§ **MATERIAL PROVIDED**
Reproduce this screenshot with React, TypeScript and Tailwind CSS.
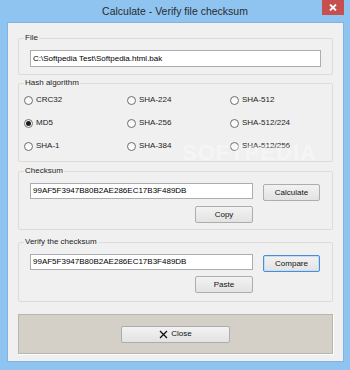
import React, { useState } from 'react';

const algos = [
  ['CRC32', 'SHA-224', 'SHA-512'],
  ['MD5', 'SHA-256', 'SHA-512/224'],
  ['SHA-1', 'SHA-384', 'SHA-512/256'],
];

const Radio: React.FC<{ label: string; checked: boolean; onClick: () => void }> = ({ label, checked, onClick }) => (
  <div className="flex items-center h-[12px] cursor-default" onClick={onClick}>
    <span className="w-[9px] h-[9px] rounded-full border border-[#6f6f6f] bg-gradient-to-b from-[#f4f4f4] to-white flex items-center justify-center">
      {checked && <span className="w-[5px] h-[5px] rounded-full bg-[#1a1a1a]" />}
    </span>
    <span className="ml-[3px] text-[8px] leading-[10px] text-[#1e1e1e]">{label}</span>
  </div>
);

const Btn: React.FC<{ children: React.ReactNode; className?: string; focused?: boolean }> = ({ children, className, focused }) => (
  <button
    className={`h-[17px] text-[8px] leading-[10px] text-[#111] bg-gradient-to-b from-[#f2f2f2] to-[#e3e3e3] rounded-[2px] border flex items-center justify-center ${focused ? 'border-[#4a8fd6] shadow-[inset_0_0_0_1px_#c4dcf5]' : 'border-[#adadad]'} ${className || ''}`}
  >
    {children}
  </button>
);

// group box: legend sits on the top border, padding goes on the inner div
const Group: React.FC<{ title: string; children: React.ReactNode; className?: string; inner?: string }> = ({ title, children, className, inner }) => (
  <fieldset className={`mx-[10px] border border-[#dcdcdc] rounded-[2px] ${className || ''}`}>
    <legend className="ml-[5px] px-[1px] text-[8px] leading-[10px] text-[#1e1e1e]">{title}</legend>
    <div className={inner}>{children}</div>
  </fieldset>
);

const Field: React.FC<{ value: string; className?: string }> = ({ value, className }) => (
  <div className={`h-[16px] bg-white border border-[#abadb3] flex items-center px-[2px] text-[8px] leading-[10px] text-black whitespace-nowrap overflow-hidden ${className || ''}`}>
    {value}
  </div>
);

export default function App() {
  const [algo, setAlgo] = useState('MD5');
  const sum = '99AF5F3947B80B2AE286EC17B3F489DB';

  return (
    <div className="relative w-[350px] h-[370px] bg-[#8fc4f1] flex flex-col overflow-hidden" style={{ fontFamily: '"Liberation Sans", Arial, sans-serif' }}>
      <div className="relative h-[22px] flex items-center justify-center">
        <span className="text-[10.5px] text-[#2b2b2b] mt-[2px]">Calculate - Verify file checksum</span>
        <div className="absolute top-0 right-[6px] w-[22px] h-[15px] bg-[#c7504f] flex items-center justify-center">
          <svg width="8" height="7" viewBox="0 0 8 7">
            <path d="M1 0.5 L7 6.5 M7 0.5 L1 6.5" stroke="white" strokeWidth="1.8" />
          </svg>
        </div>
      </div>

      <div className="mx-[6px] ml-[7px] h-[340px] bg-[#f0f0f0] border border-[#7fb3e4] flex flex-col">
        <Group title="File" className="mt-[10px]" inner="px-[11px] pt-[7px] pb-[7px]">
          <Field value="C:\Softpedia Test\Softpedia.html.bak" className="h-[17px]" />
        </Group>

        <Group title="Hash algorithm" className="mt-[3px]" inner="pl-[5px] pt-[6px] pb-[9px]">
          <div className="grid grid-cols-[103px_103px_100px] gap-y-[11px]">
            {algos.flat().map((a) => (
              <Radio key={a} label={a} checked={algo === a} onClick={() => setAlgo(a)} />
            ))}
          </div>
        </Group>

        <Group title="Checksum" className="mt-[4px]" inner="pl-[11px] pr-[12px] pt-[7px] pb-[6px]">
          <div className="flex items-start">
            <Field value={sum} className="w-[223px]" />
            <Btn className="ml-[10px] mt-[1px] w-[57px]">Calculate</Btn>
          </div>
          <div className="w-[223px] flex justify-end mt-[5px]">
            <Btn className="w-[58px]">Copy</Btn>
          </div>
        </Group>

        <Group title="Verify the checksum" className="mt-[7px]" inner="pl-[11px] pr-[12px] pt-[7px] pb-[8px]">
          <div className="flex items-start">
            <Field value={sum} className="w-[223px]" />
            <Btn focused className="ml-[10px] mt-[1px] w-[57px]">Compare</Btn>
          </div>
          <div className="w-[223px] flex justify-end mt-[4px]">
            <Btn className="w-[58px]">Paste</Btn>
          </div>
        </Group>

        <div className="mx-[10px] mt-[12px] h-[40px] bg-[#d4d0c8] border border-[#b9b6ae] shadow-[1px_1px_0_0_#ffffff] flex items-center justify-center">
          <Btn className="w-[109px] gap-[3px]">
            <svg width="9" height="9" viewBox="0 0 9 9">
              <path d="M1 1 L8 8 M8 1 L1 8" stroke="#111" strokeWidth="1.3" />
            </svg>
            <span>Close</span>
          </Btn>
        </div>
      </div>

      <div className="absolute left-[182px] top-[136px] text-[22px] font-bold tracking-[1px] text-white/40 pointer-events-none select-none">
        SOFTPEDIA
      </div>
    </div>
  );
}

§ **WORK TO DO**
Print each line of the material above exactly, with the pictures removed from your copy.

§ **FULL OUTPUT**
Reproduce this screenshot with React, TypeScript and Tailwind CSS.
import React, { useState } from 'react';

const algos = [
  ['CRC32', 'SHA-224', 'SHA-512'],
  ['MD5', 'SHA-256', 'SHA-512/224'],
  ['SHA-1', 'SHA-384', 'SHA-512/256'],
];

const Radio: React.FC<{ label: string; checked: boolean; onClick: () => void }> = ({ label, checked, onClick }) => (
  <div className="flex items-center h-[12px] cursor-default" onClick={onClick}>
    <span className="w-[9px] h-[9px] rounded-full border border-[#6f6f6f] bg-gradient-to-b from-[#f4f4f4] to-white flex items-center justify-center">
      {checked && <span className="w-[5px] h-[5px] rounded-full bg-[#1a1a1a]" />}
    </span>
    <span className="ml-[3px] text-[8px] leading-[10px] text-[#1e1e1e]">{label}</span>
  </div>
);

const Btn: React.FC<{ children: React.ReactNode; className?: string; focused?: boolean }> = ({ children, className, focused }) => (
  <button
    className={`h-[17px] text-[8px] leading-[10px] text-[#111] bg-gradient-to-b from-[#f2f2f2] to-[#e3e3e3] rounded-[2px] border flex items-center justify-center ${focused ? 'border-[#4a8fd6] shadow-[inset_0_0_0_1px_#c4dcf5]' : 'border-[#adadad]'} ${className || ''}`}
  >
    {children}
  </button>
);

// group box: legend sits on the top border, padding goes on the inner div
const Group: React.FC<{ title: string; children: React.ReactNode; className?: string; inner?: string }> = ({ title, children, className, inner }) => (
  <fieldset className={`mx-[10px] border border-[#dcdcdc] rounded-[2px] ${className || ''}`}>
    <legend className="ml-[5px] px-[1px] text-[8px] leading-[10px] text-[#1e1e1e]">{title}</legend>
    <div className={inner}>{children}</div>
  </fieldset>
);

const Field: React.FC<{ value: string; className?: string }> = ({ value, className }) => (
  <div className={`h-[16px] bg-white border border-[#abadb3] flex items-center px-[2px] text-[8px] leading-[10px] text-black whitespace-nowrap overflow-hidden ${className || ''}`}>
    {value}
  </div>
);

export default function App() {
  const [algo, setAlgo] = useState('MD5');
  const sum = '99AF5F3947B80B2AE286EC17B3F489DB';

  return (
    <div className="relative w-[350px] h-[370px] bg-[#8fc4f1] flex flex-col overflow-hidden" style={{ fontFamily: '"Liberation Sans", Arial, sans-serif' }}>
      <div className="relative h-[22px] flex items-center justify-center">
        <span className="text-[10.5px] text-[#2b2b2b] mt-[2px]">Calculate - Verify file checksum</span>
        <div className="absolute top-0 right-[6px] w-[22px] h-[15px] bg-[#c7504f] flex items-center justify-center">
          <svg width="8" height="7" viewBox="0 0 8 7">
            <path d="M1 0.5 L7 6.5 M7 0.5 L1 6.5" stroke="white" strokeWidth="1.8" />
          </svg>
        </div>
      </div>

      <div className="mx-[6px] ml-[7px] h-[340px] bg-[#f0f0f0] border border-[#7fb3e4] flex flex-col">
        <Group title="File" className="mt-[10px]" inner="px-[11px] pt-[7px] pb-[7px]">
          <Field value="C:\Softpedia Test\Softpedia.html.bak" className="h-[17px]" />
        </Group>

        <Group title="Hash algorithm" className="mt-[3px]" inner="pl-[5px] pt-[6px] pb-[9px]">
          <div className="grid grid-cols-[103px_103px_100px] gap-y-[11px]">
            {algos.flat().map((a) => (
              <Radio key={a} label={a} checked={algo === a} onClick={() => setAlgo(a)} />
            ))}
          </div>
        </Group>

        <Group title="Checksum" className="mt-[4px]" inner="pl-[11px] pr-[12px] pt-[7px] pb-[6px]">
          <div className="flex items-start">
            <Field value={sum} className="w-[223px]" />
            <Btn className="ml-[10px] mt-[1px] w-[57px]">Calculate</Btn>
          </div>
          <div className="w-[223px] flex justify-end mt-[5px]">
            <Btn className="w-[58px]">Copy</Btn>
          </div>
        </Group>

        <Group title="Verify the checksum" className="mt-[7px]" inner="pl-[11px] pr-[12px] pt-[7px] pb-[8px]">
          <div className="flex items-start">
            <Field value={sum} className="w-[223px]" />
            <Btn focused className="ml-[10px] mt-[1px] w-[57px]">Compare</Btn>
          </div>
          <div className="w-[223px] flex justify-end mt-[4px]">
            <Btn className="w-[58px]">Paste</Btn>
          </div>
        </Group>

        <div className="mx-[10px] mt-[12px] h-[40px] bg-[#d4d0c8] border border-[#b9b6ae] shadow-[1px_1px_0_0_#ffffff] flex items-center justify-center">
          <Btn className="w-[109px] gap-[3px]">
            <svg width="9" height="9" viewBox="0 0 9 9">
              <path d="M1 1 L8 8 M8 1 L1 8" stroke="#111" strokeWidth="1.3" />
            </svg>
            <span>Close</span>
          </Btn>
        </div>
      </div>

      <div className="absolute left-[182px] top-[136px] text-[22px] font-bold tracking-[1px] text-white/40 pointer-events-none select-none">
        SOFTPEDIA
      </div>
    </div>
  );
}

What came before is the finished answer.